Le minacce, i ricatti, le offese, le vessazioni, le persecuzioni e l’abominevole strumentalizzazione dei figli sono manifestazioni di violenza paragonabili a schiaffi, pugni o lesioni fisiche perché ledono la dignità e tracciano talvolta solchi insanabili nell’animo con tutte le disastrose conseguenze annesse. Non è forse una forma di violenza non concedere ai padri separati l’opportunità di vedere i propri figli, quando le condizioni di sicurezza per i bambini lo permetterebbero? L’alienazione parentale è un fenomeno in netta crescita, aberrante e feroce.
Secondo recenti indagini dell’Istat, analizzando la violenza sul posto di lavoro, è emersa una crescente violenza a sfondo sessuale ai danni degli uomini da parte delle donne. Ed è una forma di violenza, per esempio, anche quella che vede la donna “usare le sue armi seduttive” per ottenere un posto di lavoro o un vantaggio a discapito di un collega uomo e della meritocrazia.
Un dato che lascia spiazzati è quello di uno studio americano che ha analizzato i processi per violenza: le donne sono state assolte quasi dieci volte più spesso degli uomini utilizzando “la scusante” di aver agito per legittima difesa anche quando non era così, determinando un’assoluzione anche per donne non innocenti.

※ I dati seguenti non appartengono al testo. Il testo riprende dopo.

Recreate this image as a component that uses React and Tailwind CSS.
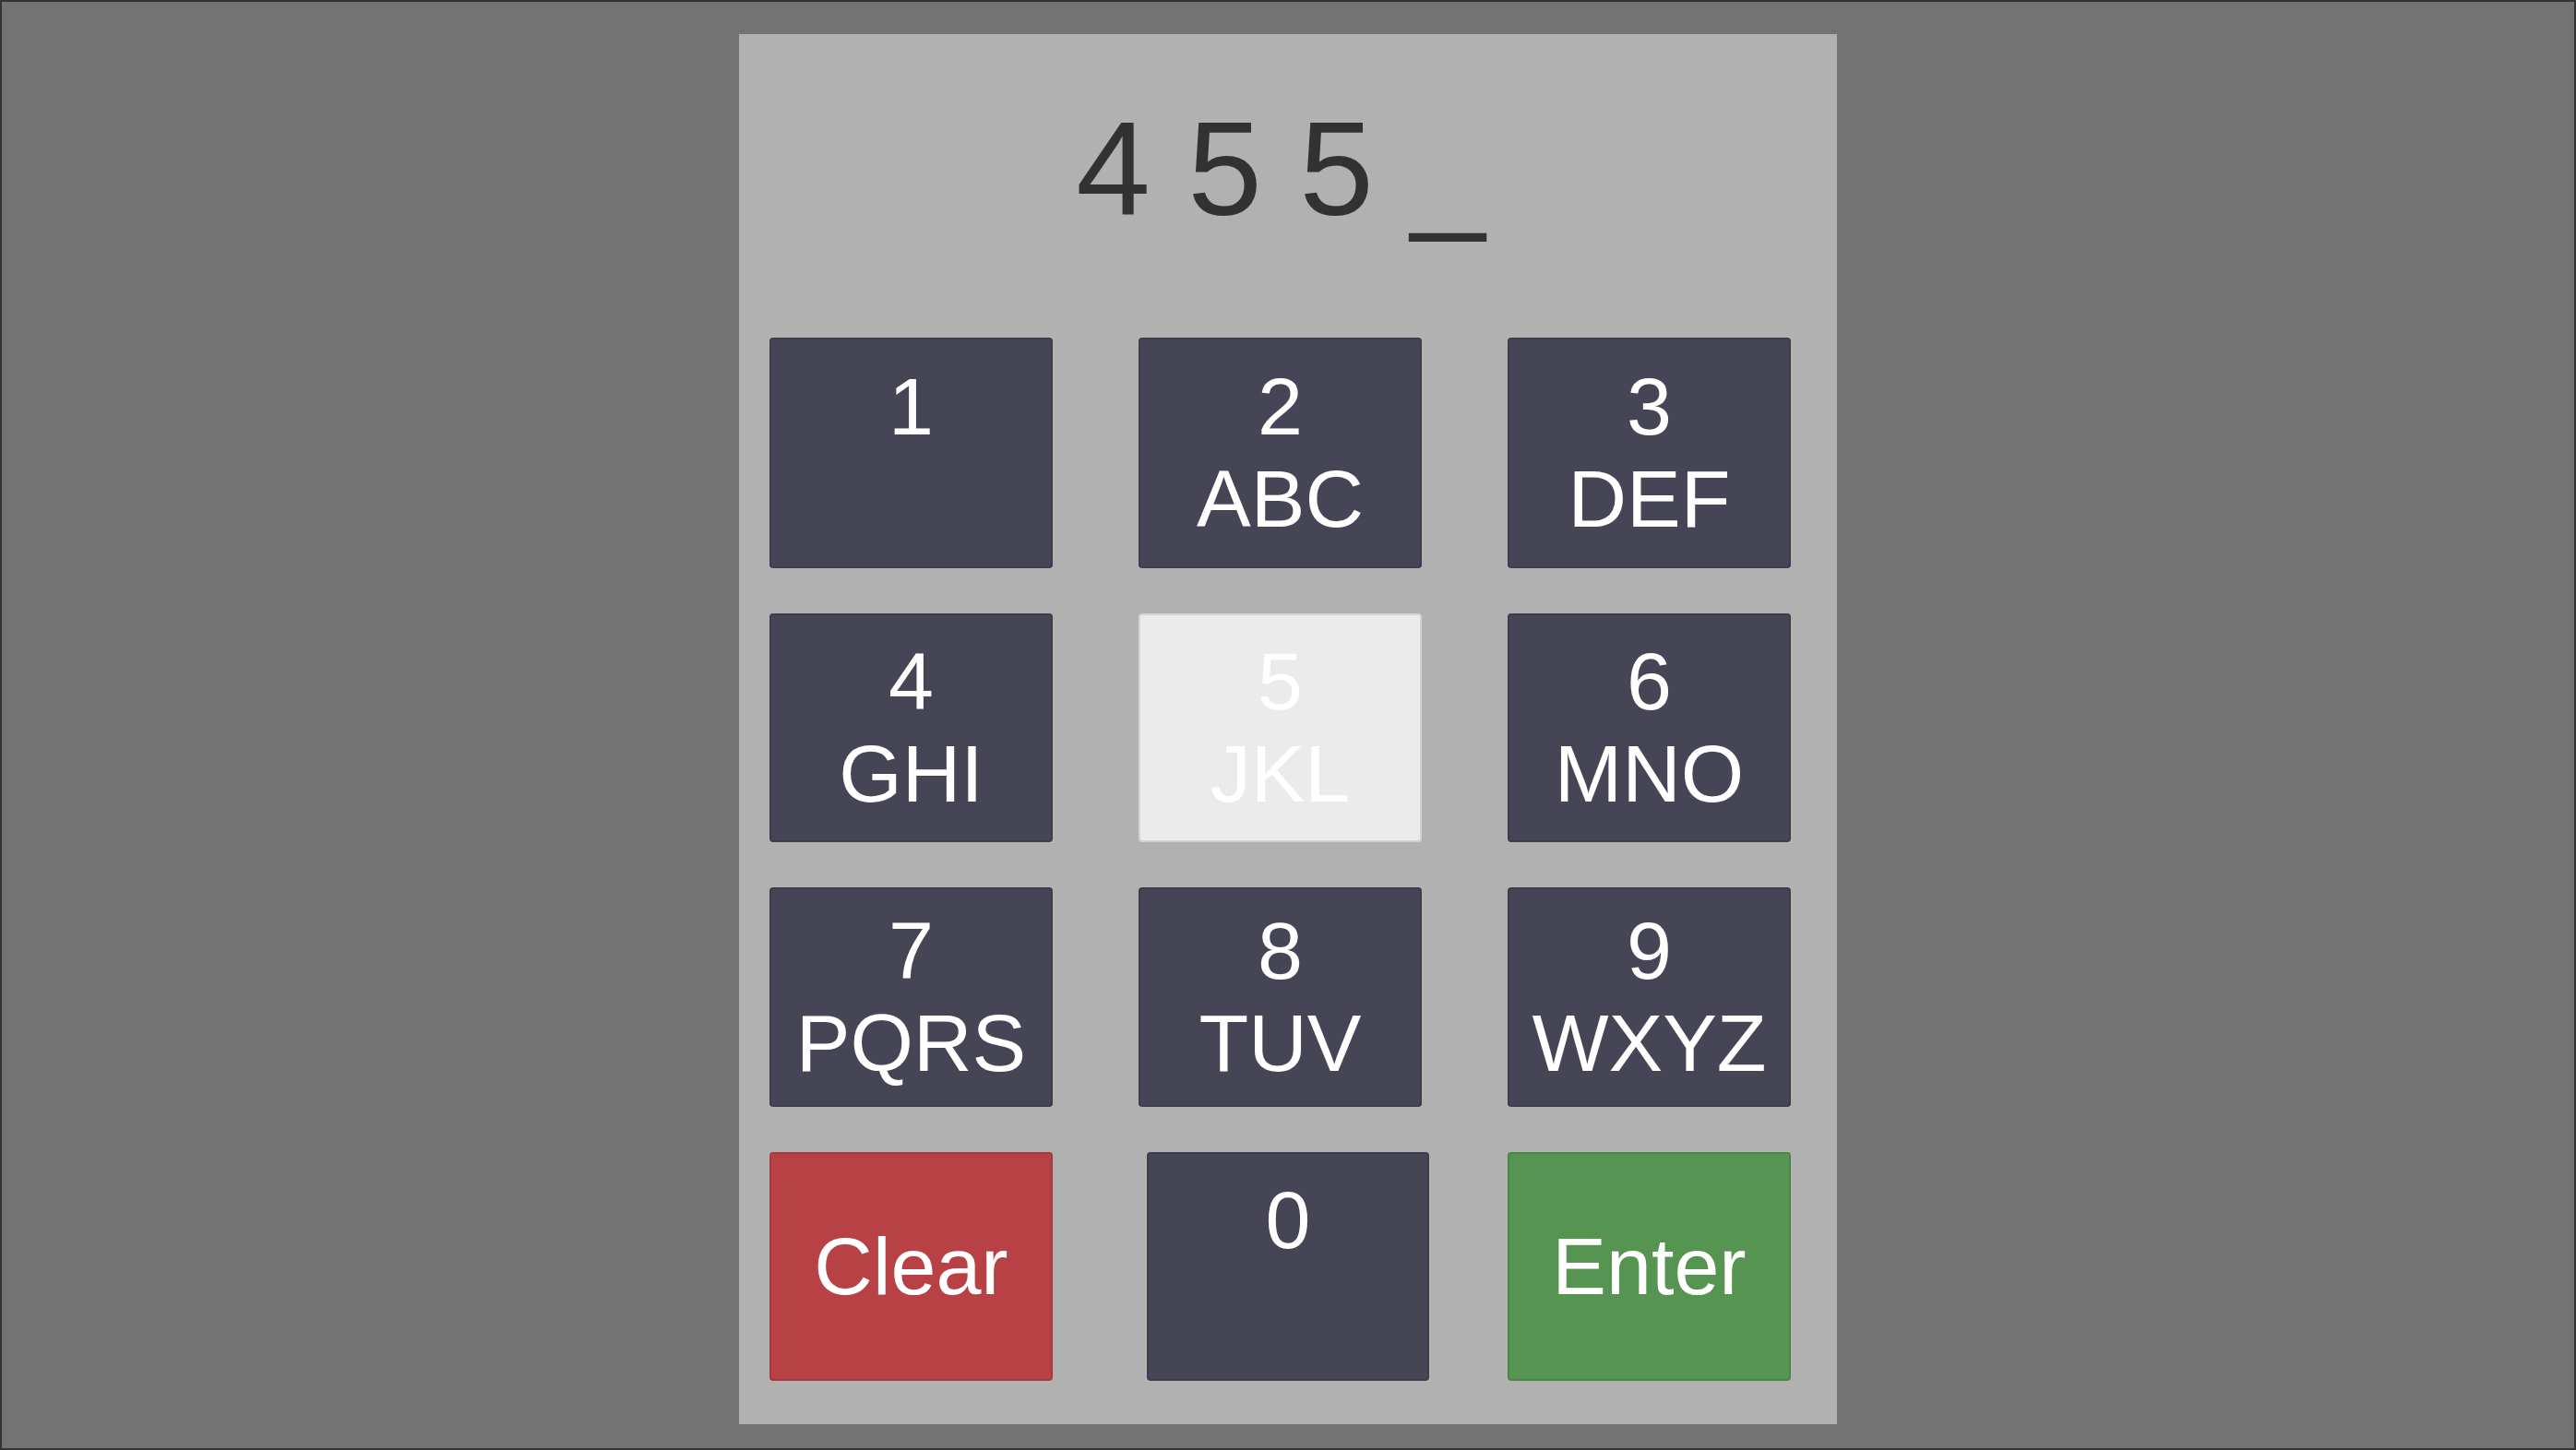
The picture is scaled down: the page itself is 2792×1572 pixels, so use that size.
import React from 'react';

const keys = [
  { digit: '1', letters: '\u00A0' },
  { digit: '2', letters: 'ABC' },
  { digit: '3', letters: 'DEF' },
  { digit: '4', letters: 'GHI' },
  { digit: '5', letters: 'JKL', active: true },
  { digit: '6', letters: 'MNO' },
  { digit: '7', letters: 'PQRS' },
  { digit: '8', letters: 'TUV' },
  { digit: '9', letters: 'WXYZ' },
];

const KeyButton = ({ digit, letters, active }) => (
  <button
    className={`w-full h-full flex flex-col items-center justify-center rounded-[4px] border-2 border-black/10 text-white text-[88px] leading-[100px] ${
      active ? 'bg-[#ebebeb]' : 'bg-[#454555]'
    }`}
  >
    <span>{digit}</span>
    <span>{letters}</span>
  </button>
);

const App = () => {
  const code = '4 5 5 _';

  return (
    <div
      className="w-[2792px] h-[1572px] bg-[#737373] border-2 border-[#333333] flex justify-center pt-[35px]"
      style={{ fontFamily: '"Liberation Sans", Arial, sans-serif' }}
    >
      <div className="w-[1190px] h-[1507px] bg-[#b1b1b1] flex flex-col pt-[63px]">
        {/* Entered code */}
        <div className="h-[167px] flex justify-center pr-[16px] text-[145px] leading-[167px] text-[#323232] whitespace-pre">
          {code}
        </div>

        {/* Keypad */}
        <div className="mt-[99px] pl-[33px] grid grid-cols-[307px_307px_307px] grid-rows-[250px_248px_238px_248px] gap-x-[93px] gap-y-[49px]">
          {keys.map((k) => (
            <KeyButton key={k.digit} {...k} />
          ))}

          <button className="w-full h-full flex items-center justify-center rounded-[4px] border-2 border-black/10 bg-[#b84145] text-white text-[88px] leading-[100px]">
            Clear
          </button>
          <div className="w-[306px] h-full ml-[9px]">
            <KeyButton digit="0" letters={'\u00A0'} />
          </div>
          <button className="w-full h-full flex items-center justify-center rounded-[4px] border-2 border-black/10 bg-[#569452] text-white text-[88px] leading-[100px]">
            Enter
          </button>
        </div>
      </div>
    </div>
  );
};

export default App;
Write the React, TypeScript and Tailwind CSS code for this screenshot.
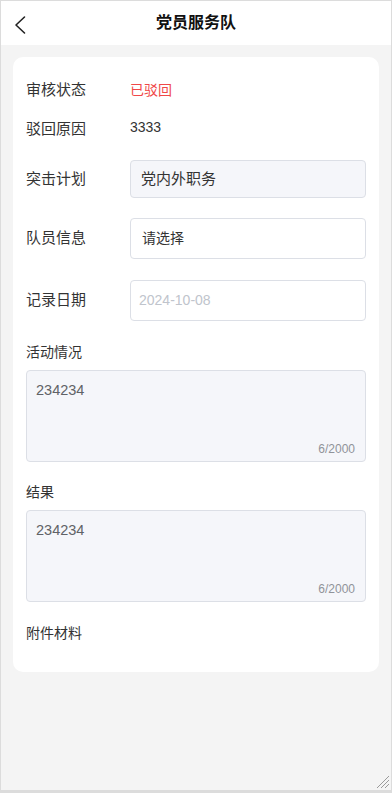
const FONT = {
  fontFamily: '"Liberation Sans", "Noto Sans CJK SC", sans-serif',
};

function FieldRow({
  label,
  children,
  className = "",
}: {
  label: string;
  children: React.ReactNode;
  className?: string;
}) {
  return (
    <div className={`flex items-center ${className}`}>
      <div className="w-[104px] shrink-0 text-[15px] text-[#333]">{label}</div>
      <div className="flex-1">{children}</div>
    </div>
  );
}

function TextBox({ value, count }: { value: string; count: string }) {
  return (
    <div className="relative mt-[8px] h-[92px] rounded-[4px] border border-[#dcdfe6] bg-[#f5f6fa] px-[9px] pt-[9px]">
      <div className="text-[14.5px] text-[#606266]">{value}</div>
      <div className="absolute bottom-[3px] right-[10px] text-[12px] text-[#909399]">
        {count}
      </div>
    </div>
  );
}

export default function App() {
  return (
    <div
      style={FONT}
      className="relative flex h-[793px] w-[392px] flex-col border-x border-t border-b-[3px] border-[#dcdcdc] bg-[#f4f4f4]"
    >
      {/* header */}
      <div className="relative flex h-[44px] shrink-0 items-center justify-center bg-white">
        <svg
          className="absolute left-[12px] top-[14px] h-[20px] w-[14px]"
          viewBox="0 0 14 20"
        >
          <path
            d="M11.5 2 L3 10 L11.5 18"
            stroke="#222"
            strokeWidth="1.6"
            fill="none"
            strokeLinecap="round"
            strokeLinejoin="round"
          />
        </svg>
        <span className="text-[16px] font-bold text-[#111]">党员服务队</span>
      </div>

      <div className="px-[12px] pt-[12px]">
        <div className="rounded-[10px] bg-white px-[13px] pt-[22px] pb-[29px]">
          <FieldRow label="审核状态" className="h-[22px]">
            <span className="text-[14px] text-[#f04848]">已驳回</span>
          </FieldRow>

          <FieldRow label="驳回原因" className="mt-[17px] h-[22px]">
            <span className="relative -top-[2px] text-[14px] text-[#333]">
              3333
            </span>
          </FieldRow>

          <FieldRow label="突击计划" className="mt-[20px]">
            <div className="flex h-[38px] items-center rounded-[4px] border border-[#dcdfe6] bg-[#f5f6fa] px-[10px] text-[15px] text-[#333]">
              党内外职务
            </div>
          </FieldRow>

          <FieldRow label="队员信息" className="mt-[20px]">
            <div className="flex h-[41px] items-center rounded-[4px] border border-[#dcdfe6] bg-white px-[11px] text-[14px] text-[#333]">
              请选择
            </div>
          </FieldRow>

          <FieldRow label="记录日期" className="mt-[21px]">
            <div className="flex h-[41px] items-center rounded-[4px] border border-[#dcdfe6] bg-white px-[8px] text-[14px] text-[#c0c4cc]">
              2024-10-08
            </div>
          </FieldRow>

          <div className="mt-[21px] h-[20px] text-[14px] leading-[20px] text-[#333]">
            活动情况
          </div>
          <TextBox value="234234" count="6/2000" />

          <div className="mt-[20px] h-[20px] text-[14px] leading-[20px] text-[#333]">
            结果
          </div>
          <TextBox value="234234" count="6/2000" />

          <div className="mt-[21px] h-[20px] text-[14px] leading-[20px] text-[#333]">
            附件材料
          </div>
        </div>
      </div>

      {/* resize grip */}
      <svg
        className="absolute bottom-[1px] right-[1px] h-[14px] w-[14px]"
        viewBox="0 0 14 14"
      >
        <path
          d="M13 1 L1 13 M13 5 L5 13 M13 9 L9 13"
          stroke="#9a9a9a"
          strokeWidth="1"
          fill="none"
        />
      </svg>
    </div>
  );
}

Molte di loro sono state poi smentite dalle dichiarazioni rilasciate da altre persone coinvolte nelle vicende che hanno fatto cadere l’attenuante della legittima difesa. Anche questa è una forma di violenza, nei confronti degli uomini e della società.
L’uso del termine maschicidio ha, in altri contesti, sollevato moltissime polemiche perché secondo alcuni, soprattutto secondo molte donne, il fenomeno non può essere paragonato al femminicidio, vera e propria piaga sociale. Chi scrive è una donna che non ama l’otto marzo, sempre più riconducibile solo a festa commerciale piena di fiori gialli che ha perso il suo significato iniziale; che non ama le “quote rose” perché quelle sì che sono discriminatorie!
È una donna che semplicemente pensa che tutti gli esseri umani abbiano pari dignità, pur con le loro magnifiche differenze e che la violenza è solo e sempre violenza. E che pensa pure che forse la strada da seguire è quella di smetterla con le polemiche e le classificazioni “di genere” e educare tutti al rispetto delle diversità.